AEC's third legacy property, acquired a few years later, embraced 1,400 square miles of oil and gas rights on the Primrose Lake Air Weapons Range in northeastern Alberta, where it drilled another 350 gas wells and in 2001 began in situ production from an estimated 1.5 billion barrels of recover­able oil sands bitumen, at rates scheduled to build up to 100,000 barrels per day by 2007. As in Suffield, the door to development of the Primrose property was opened when the Lougheed government obtained surface access to this military property from the federal government.

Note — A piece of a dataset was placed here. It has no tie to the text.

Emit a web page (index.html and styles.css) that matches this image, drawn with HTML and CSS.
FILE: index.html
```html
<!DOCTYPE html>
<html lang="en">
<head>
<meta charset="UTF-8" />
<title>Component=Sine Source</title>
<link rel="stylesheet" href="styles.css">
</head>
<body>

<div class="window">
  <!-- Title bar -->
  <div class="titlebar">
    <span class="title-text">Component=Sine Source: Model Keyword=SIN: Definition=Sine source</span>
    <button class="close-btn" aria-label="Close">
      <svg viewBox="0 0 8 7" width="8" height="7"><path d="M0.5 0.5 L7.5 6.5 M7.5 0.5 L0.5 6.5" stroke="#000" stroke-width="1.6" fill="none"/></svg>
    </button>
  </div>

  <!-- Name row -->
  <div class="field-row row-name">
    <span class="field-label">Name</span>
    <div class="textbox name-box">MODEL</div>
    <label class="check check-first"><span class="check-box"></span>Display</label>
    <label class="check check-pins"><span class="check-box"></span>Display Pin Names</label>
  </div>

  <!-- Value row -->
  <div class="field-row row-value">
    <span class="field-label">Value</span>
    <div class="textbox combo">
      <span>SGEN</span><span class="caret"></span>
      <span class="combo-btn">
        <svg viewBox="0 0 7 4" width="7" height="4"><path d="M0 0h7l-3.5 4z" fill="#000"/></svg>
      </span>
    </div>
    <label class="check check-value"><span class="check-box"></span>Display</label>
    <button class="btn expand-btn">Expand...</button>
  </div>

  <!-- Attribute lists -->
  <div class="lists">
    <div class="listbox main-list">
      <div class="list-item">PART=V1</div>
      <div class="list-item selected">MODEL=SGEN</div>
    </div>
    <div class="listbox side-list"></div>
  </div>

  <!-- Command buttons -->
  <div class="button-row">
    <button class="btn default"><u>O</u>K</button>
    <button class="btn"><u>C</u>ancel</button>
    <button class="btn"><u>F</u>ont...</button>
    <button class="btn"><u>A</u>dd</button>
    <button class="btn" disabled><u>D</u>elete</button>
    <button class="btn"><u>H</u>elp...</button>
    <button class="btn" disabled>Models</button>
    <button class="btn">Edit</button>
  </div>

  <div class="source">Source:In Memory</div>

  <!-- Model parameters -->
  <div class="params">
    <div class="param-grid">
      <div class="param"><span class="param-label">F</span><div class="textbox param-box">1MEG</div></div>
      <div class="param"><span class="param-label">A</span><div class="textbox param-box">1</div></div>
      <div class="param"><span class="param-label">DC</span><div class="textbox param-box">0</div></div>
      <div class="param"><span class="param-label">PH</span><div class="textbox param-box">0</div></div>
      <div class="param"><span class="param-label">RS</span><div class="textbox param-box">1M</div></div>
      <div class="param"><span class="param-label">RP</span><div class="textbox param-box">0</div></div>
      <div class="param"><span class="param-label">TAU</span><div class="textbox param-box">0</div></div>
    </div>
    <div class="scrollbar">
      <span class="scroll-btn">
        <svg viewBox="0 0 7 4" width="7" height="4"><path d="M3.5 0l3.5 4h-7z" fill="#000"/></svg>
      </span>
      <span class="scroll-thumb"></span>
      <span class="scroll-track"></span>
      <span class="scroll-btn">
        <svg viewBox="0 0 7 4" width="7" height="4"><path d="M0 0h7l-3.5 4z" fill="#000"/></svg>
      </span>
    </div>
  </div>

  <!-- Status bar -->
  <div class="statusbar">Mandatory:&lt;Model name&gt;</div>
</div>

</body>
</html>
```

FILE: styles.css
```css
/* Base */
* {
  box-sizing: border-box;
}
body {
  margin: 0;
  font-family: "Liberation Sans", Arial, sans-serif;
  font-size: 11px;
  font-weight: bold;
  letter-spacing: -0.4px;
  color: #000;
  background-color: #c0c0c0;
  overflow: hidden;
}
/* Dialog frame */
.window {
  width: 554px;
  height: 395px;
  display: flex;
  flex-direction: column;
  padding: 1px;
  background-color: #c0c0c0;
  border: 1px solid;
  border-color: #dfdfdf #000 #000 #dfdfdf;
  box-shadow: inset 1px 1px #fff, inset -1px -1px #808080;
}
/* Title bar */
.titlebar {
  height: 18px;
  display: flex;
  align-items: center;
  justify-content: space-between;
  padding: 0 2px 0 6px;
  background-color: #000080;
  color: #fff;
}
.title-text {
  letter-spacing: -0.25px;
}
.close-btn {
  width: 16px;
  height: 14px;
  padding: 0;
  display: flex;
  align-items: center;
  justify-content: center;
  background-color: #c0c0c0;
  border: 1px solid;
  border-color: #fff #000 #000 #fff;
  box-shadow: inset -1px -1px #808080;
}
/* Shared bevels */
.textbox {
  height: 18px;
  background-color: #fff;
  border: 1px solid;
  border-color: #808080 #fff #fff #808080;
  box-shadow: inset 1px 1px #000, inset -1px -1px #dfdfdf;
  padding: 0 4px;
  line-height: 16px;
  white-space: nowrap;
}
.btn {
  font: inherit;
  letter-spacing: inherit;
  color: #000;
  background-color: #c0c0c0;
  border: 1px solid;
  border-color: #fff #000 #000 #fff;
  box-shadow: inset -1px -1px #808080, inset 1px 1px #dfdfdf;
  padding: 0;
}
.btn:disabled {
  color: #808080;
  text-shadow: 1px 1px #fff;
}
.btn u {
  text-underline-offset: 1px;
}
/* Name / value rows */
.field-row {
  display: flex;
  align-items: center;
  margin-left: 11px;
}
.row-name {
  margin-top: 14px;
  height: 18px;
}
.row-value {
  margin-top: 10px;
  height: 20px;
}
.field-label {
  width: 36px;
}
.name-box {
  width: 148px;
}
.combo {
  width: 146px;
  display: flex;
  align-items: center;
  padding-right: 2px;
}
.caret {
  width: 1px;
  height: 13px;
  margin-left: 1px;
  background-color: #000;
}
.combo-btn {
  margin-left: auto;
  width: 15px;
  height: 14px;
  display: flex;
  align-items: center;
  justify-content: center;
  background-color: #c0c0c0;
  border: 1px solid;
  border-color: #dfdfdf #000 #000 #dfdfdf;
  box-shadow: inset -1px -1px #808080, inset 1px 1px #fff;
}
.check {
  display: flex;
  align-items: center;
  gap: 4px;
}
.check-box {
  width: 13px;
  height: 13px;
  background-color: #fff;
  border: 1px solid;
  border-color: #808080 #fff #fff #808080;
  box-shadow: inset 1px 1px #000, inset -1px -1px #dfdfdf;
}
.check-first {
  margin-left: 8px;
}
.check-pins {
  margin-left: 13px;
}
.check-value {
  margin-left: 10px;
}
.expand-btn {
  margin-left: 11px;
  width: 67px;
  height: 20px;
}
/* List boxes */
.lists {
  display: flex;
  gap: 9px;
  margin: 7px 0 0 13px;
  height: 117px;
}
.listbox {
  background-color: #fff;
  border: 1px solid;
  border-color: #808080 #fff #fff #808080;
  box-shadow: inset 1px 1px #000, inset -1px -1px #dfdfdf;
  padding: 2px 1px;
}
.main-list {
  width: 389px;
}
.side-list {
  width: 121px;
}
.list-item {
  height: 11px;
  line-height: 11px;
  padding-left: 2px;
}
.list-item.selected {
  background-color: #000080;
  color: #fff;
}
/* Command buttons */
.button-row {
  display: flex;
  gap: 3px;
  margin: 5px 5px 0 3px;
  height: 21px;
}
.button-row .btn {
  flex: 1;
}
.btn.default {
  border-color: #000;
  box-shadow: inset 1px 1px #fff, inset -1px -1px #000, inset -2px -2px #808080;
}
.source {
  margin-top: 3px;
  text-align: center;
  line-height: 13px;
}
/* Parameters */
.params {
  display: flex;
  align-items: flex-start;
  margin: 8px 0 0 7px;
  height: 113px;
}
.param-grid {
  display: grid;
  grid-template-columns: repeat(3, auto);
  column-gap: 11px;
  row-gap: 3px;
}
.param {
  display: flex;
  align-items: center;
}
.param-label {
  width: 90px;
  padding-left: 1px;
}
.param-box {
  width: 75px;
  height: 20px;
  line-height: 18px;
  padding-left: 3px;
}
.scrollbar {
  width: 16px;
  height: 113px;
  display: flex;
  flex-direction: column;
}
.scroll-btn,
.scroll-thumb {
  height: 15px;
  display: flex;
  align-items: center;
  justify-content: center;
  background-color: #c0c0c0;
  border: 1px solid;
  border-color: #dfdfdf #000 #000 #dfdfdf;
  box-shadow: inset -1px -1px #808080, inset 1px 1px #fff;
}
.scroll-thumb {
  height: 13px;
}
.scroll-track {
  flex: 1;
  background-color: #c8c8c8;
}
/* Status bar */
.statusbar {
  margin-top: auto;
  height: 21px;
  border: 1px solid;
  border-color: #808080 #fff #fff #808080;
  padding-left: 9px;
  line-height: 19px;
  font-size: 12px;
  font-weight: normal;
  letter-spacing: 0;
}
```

David Mitchell was in the process of leaving his post as president of Great Plains Development Company, a unit of Britain's Burmah Oil that was winding down its operations, when he agreed to take the top job at AEC in the fall of 1974. Mitchell's father had lost the family's Calgary home and bakery business in the Depression, and young Dave earned his way digging ditches before he earned his degree as a petroleum engineer. "I knew I was going to be in the oil business since I was 10," Mitchell told Oilweek editor Gordon Jaremko.2 When the Mitchell family visited rela­tives at nearby Turner Valley, "we used to collect the beer bottles," Mitchell recalled. "They were worth two cents each. I remember saying, 'Uncle Joe, who are these people so rich they can afford to throwaway beer bottles?' He said, 'oilmen.' I was so impressed."